On December 31, 2008, at 11:45 am, I became part of the “new normal.” That was the day I was told that after seven years, my services were no longer required in the marketing department of Philadelphia-based toy and hobby product manufacturer. I was part of the first wave of layoffs that included several employees who’d been with the company for many more years than I. A second wave followed, carrying with it several higher-ups in the ranks that many would’ve considered untouchable.

For several years, I’d considered my boss (I’ll call him Richard) a friend. A work friend, to be sure, which for me was always kind of an arm’s-length affair. Extremely personal topics were never breached, but we had laughs at the expense of other in the office and he pretended to prepare me for a promotion that simply was not in the cards (or the budget). I bought into it for a while, but the company’s less-than-generous compensation and benefits philosophy made it clear that I’d advanced about far as I could. But with a family to support and a imploding national economy, I knew I was lucky to have my dead-end, low-wage “Communication Manager” salary.  So I tried to suck it up and make the best of a bad situation. Most of the people in the office were nice enough, and that made the job bearable for a while.

As time wore on, thin, neat, single, snobbish,  career-centered Dick (our relationship soured a tad in what turned out to be my final months), began to make it clear that he had absolutely no understanding of nor interest in what it was to be a parent. He talked about it a lot, and professed to “helping me be the family man I wanted to be,” but I’m pretty sure he simply had no understanding of what it was to care for someone else, to be responsible for someone who was completely dependent on you for everything.
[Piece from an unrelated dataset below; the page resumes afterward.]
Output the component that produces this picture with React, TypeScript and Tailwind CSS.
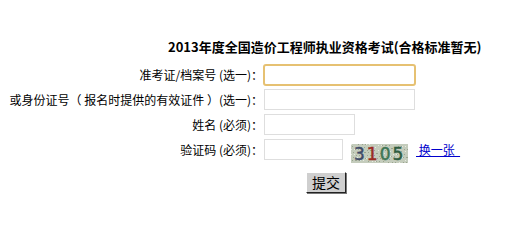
import React from "react";

const font = { fontFamily: '"Noto Sans CJK SC", "Liberation Sans", sans-serif' };

function Captcha() {
  // noisy code image
  const dots = [];
  for (let i = 0; i < 120; i++) {
    const x = (i * 37) % 57;
    const y = (i * 13 + (i % 7) * 5) % 19;
    dots.push(<rect key={i} x={x} y={y} width="1" height="1" fill={i % 3 ? "#9aa590" : "#e6ebe0"} />);
  }
  return (
    <svg width="57" height="19" viewBox="0 0 57 19" className="block">
      <rect width="57" height="19" fill="#c4ccbc" />
      {dots}
      <text
        x="3"
        y="16"
        fontFamily="DejaVu Sans, sans-serif"
        fontSize="17"
        letterSpacing="2"
        strokeWidth="0.5"
      >
        <tspan fill="#3e4a68" stroke="#3e4a68">3</tspan>
        <tspan fill="#9b2b22" stroke="#9b2b22">1</tspan>
        <tspan fill="#3d7654" stroke="#3d7654">0</tspan>
        <tspan fill="#2f5c40" stroke="#2f5c40">5</tspan>
      </text>
    </svg>
  );
}

export default function App() {
  return (
    <div className="w-[518px] h-[206px] bg-white text-black text-[12px] leading-[14px]" style={font}>
      <div className="pt-[40px] pl-[168px] h-[54px] text-[13px] font-bold whitespace-nowrap">
        2013年度全国造价工程师执业资格考试(合格标准暂无)
      </div>

      <div className="mt-[8px] grid grid-cols-[263px_1fr] auto-rows-[25px] items-center">
        <div className="text-right whitespace-nowrap">准考证/档案号 (选一)：</div>
        <div>
          <input className="block w-[153px] h-[22px] border-2 border-[#e6c172] rounded-[3px] outline-none bg-white" />
        </div>

        <div className="text-right whitespace-nowrap">或身份证号（ 报名时提供的有效证件 ）(选一)：</div>
        <div>
          <input className="block ml-px w-[151px] h-[21px] border border-[#dedede] outline-none bg-white" />
        </div>

        <div className="text-right whitespace-nowrap">姓名 (必须)：</div>
        <div>
          <input className="block ml-px w-[91px] h-[21px] border border-[#dedede] outline-none bg-white" />
        </div>

        <div className="text-right whitespace-nowrap">验证码 (必须)：</div>
        <div className="flex items-center">
          <input className="block ml-px w-[79px] h-[21px] border border-[#dedede] outline-none bg-white" />
          <div className="ml-[8px] mt-[8px]">
            <Captcha />
          </div>
          <a href="#" className="ml-[8px] text-[#0000cc] underline whitespace-nowrap">
            &nbsp;换一张&nbsp;&nbsp;
          </a>
        </div>
      </div>

      <div className="mt-[10px] pl-[306px]">
        <button
          className="w-[40px] h-[21px] bg-[#cfcfcf] text-[14px] leading-[17px] border border-t-white border-l-white border-r-[#222] border-b-[#222] shadow-[1px_1px_0_#777]"
          style={font}
        >
          提交
        </button>
      </div>
    </div>
  );
}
The idea of sitting through soccer games and dance recitals was completely alien. On one occasion, ol’ Dick went so far as to praise me for “suffering through” my daughter’s events, never for a moment considering I was a willing spectator. Were they Olympic-caliber athletics or Tony-winning performances? No, but the girls expected their parents, and they were fun to boot. For Dick, whose world outside of work consisted of dinner clubs, art house movies, and finding just the right chair to fit in that little nook by the front door, the thought of doing something for someone else without any payoff did not compute.
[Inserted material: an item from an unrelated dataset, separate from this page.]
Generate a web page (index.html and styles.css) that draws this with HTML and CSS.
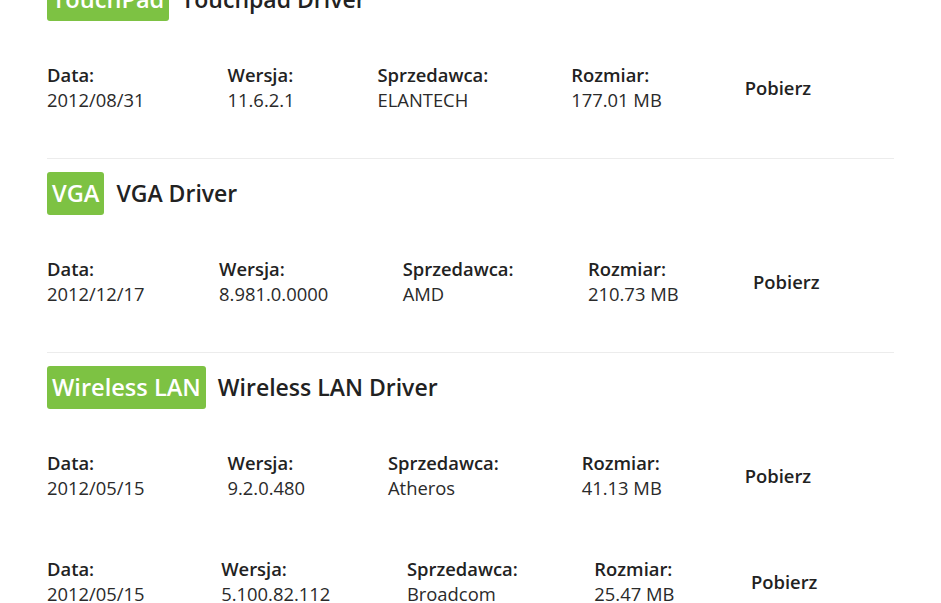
FILE: index.html
```html
<!DOCTYPE html>
<html>
<head>
  <title>Sterowniki</title>
  <link rel="stylesheet" href="styles.css">
</head>
<body>
  <div class="drivers">
    <div class="driver-group">
      <div class="driver-head">
        <span class="badge">TouchPad</span>
        <h2>Touchpad Driver</h2>
      </div>
      <div class="driver-row">
        <div class="cell"><div class="label">Data:</div><div class="value">2012/08/31</div></div>
        <div class="cell"><div class="label">Wersja:</div><div class="value">11.6.2.1</div></div>
        <div class="cell"><div class="label">Sprzedawca:</div><div class="value">ELANTECH</div></div>
        <div class="cell"><div class="label">Rozmiar:</div><div class="value">177.01 MB</div></div>
        <a class="download" href="#">Pobierz</a>
        <div class="spacer"></div>
      </div>
    </div>

    <div class="driver-group">
      <div class="driver-head">
        <span class="badge">VGA</span>
        <h2>VGA Driver</h2>
      </div>
      <div class="driver-row">
        <div class="cell"><div class="label">Data:</div><div class="value">2012/12/17</div></div>
        <div class="cell"><div class="label">Wersja:</div><div class="value">8.981.0.0000</div></div>
        <div class="cell"><div class="label">Sprzedawca:</div><div class="value">AMD</div></div>
        <div class="cell"><div class="label">Rozmiar:</div><div class="value">210.73 MB</div></div>
        <a class="download" href="#">Pobierz</a>
        <div class="spacer"></div>
      </div>
    </div>

    <div class="driver-group">
      <div class="driver-head">
        <span class="badge">Wireless LAN</span>
        <h2>Wireless LAN Driver</h2>
      </div>
      <div class="driver-row">
        <div class="cell"><div class="label">Data:</div><div class="value">2012/05/15</div></div>
        <div class="cell"><div class="label">Wersja:</div><div class="value">9.2.0.480</div></div>
        <div class="cell"><div class="label">Sprzedawca:</div><div class="value">Atheros</div></div>
        <div class="cell"><div class="label">Rozmiar:</div><div class="value">41.13 MB</div></div>
        <a class="download" href="#">Pobierz</a>
        <div class="spacer"></div>
      </div>
      <div class="driver-row">
        <div class="cell"><div class="label">Data:</div><div class="value">2012/05/15</div></div>
        <div class="cell"><div class="label">Wersja:</div><div class="value">5.100.82.112</div></div>
        <div class="cell"><div class="label">Sprzedawca:</div><div class="value">Broadcom</div></div>
        <div class="cell"><div class="label">Rozmiar:</div><div class="value">25.47 MB</div></div>
        <a class="download" href="#">Pobierz</a>
        <div class="spacer"></div>
      </div>
    </div>
  </div>
</body>
</html>
```

FILE: styles.css
```css
/* driver download list */
body {
  margin: 0;
  padding: 0;
  font-family: 'Open Sans', Arial, sans-serif;
  color: #222;
  background: #fff;
  overflow: hidden;
}

/* page is shown scrolled a little past the first header */
.drivers {
  padding: 0 47px;
  margin-top: -36px;
}

.driver-group {
  border-top: 1px solid #ececec;
  padding: 13px 0 18px;
}

.driver-head {
  display: flex;
  align-items: center;
  gap: 12px;
  margin-bottom: 13px;
}

.badge {
  background-color: #7dc243;
  color: #fff;
  font-size: 23.6px;
  font-weight: 600;
  line-height: 43px;
  padding: 0 5px;
  border-radius: 3px;
}

.driver-head h2 {
  margin: 0;
  font-size: 23px;
  font-weight: 600;
  line-height: 43px;
}

.driver-row {
  display: flex;
  justify-content: space-between;
  align-items: center;
  padding: 28px 0;
  font-size: 18.4px;
  line-height: 25px;
}

.label {
  font-weight: 600;
}

.value {
  font-weight: 400;
  color: #2a2a2a;
}

.download {
  font-weight: 600;
  color: #222;
  text-decoration: none;
}

.spacer {
  width: 0;
}
```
So there it was, New Year’s Eve, fifteen minutes before our announced noon dismissal, and I get the call into the conference room. Dick, the VP of Marketing, and Eleanor, the HR Director, are agitated, starting off with lame apologies and end up giving me what sounds like the “it’s not you, it’s me” breakup line I must’ve heard a thousand times in my youth. But I can tell they’re not sorry at all.

Uncomfortable, maybe. But we all know this kind of thing is not done on the spur of the moment. Layoffs (or firings, if you prefer) take time to prepare, so those involved in planning have had plenty of time to get used to the idea. The execution is the thing now, and they look down at their hands and just want this uncomfortable moment to be over so they can get home in time to make their New Year’s Eve dinner and make fun of Dick Clark’s stroked-out countdown to 2009. To say I was in shock in an understatement, and that final fifteen minutes was spent in a blur of quiet anger while I cleared out my cubicle of seven year’s worth of personal clutter.

Before I knew it, I was on my way home, traveling north on I-95 in a light snow and getting text after text from my then 10-year-old daughter asking if I was getting out of work early for the holiday.

Oh, I was getting out early alright.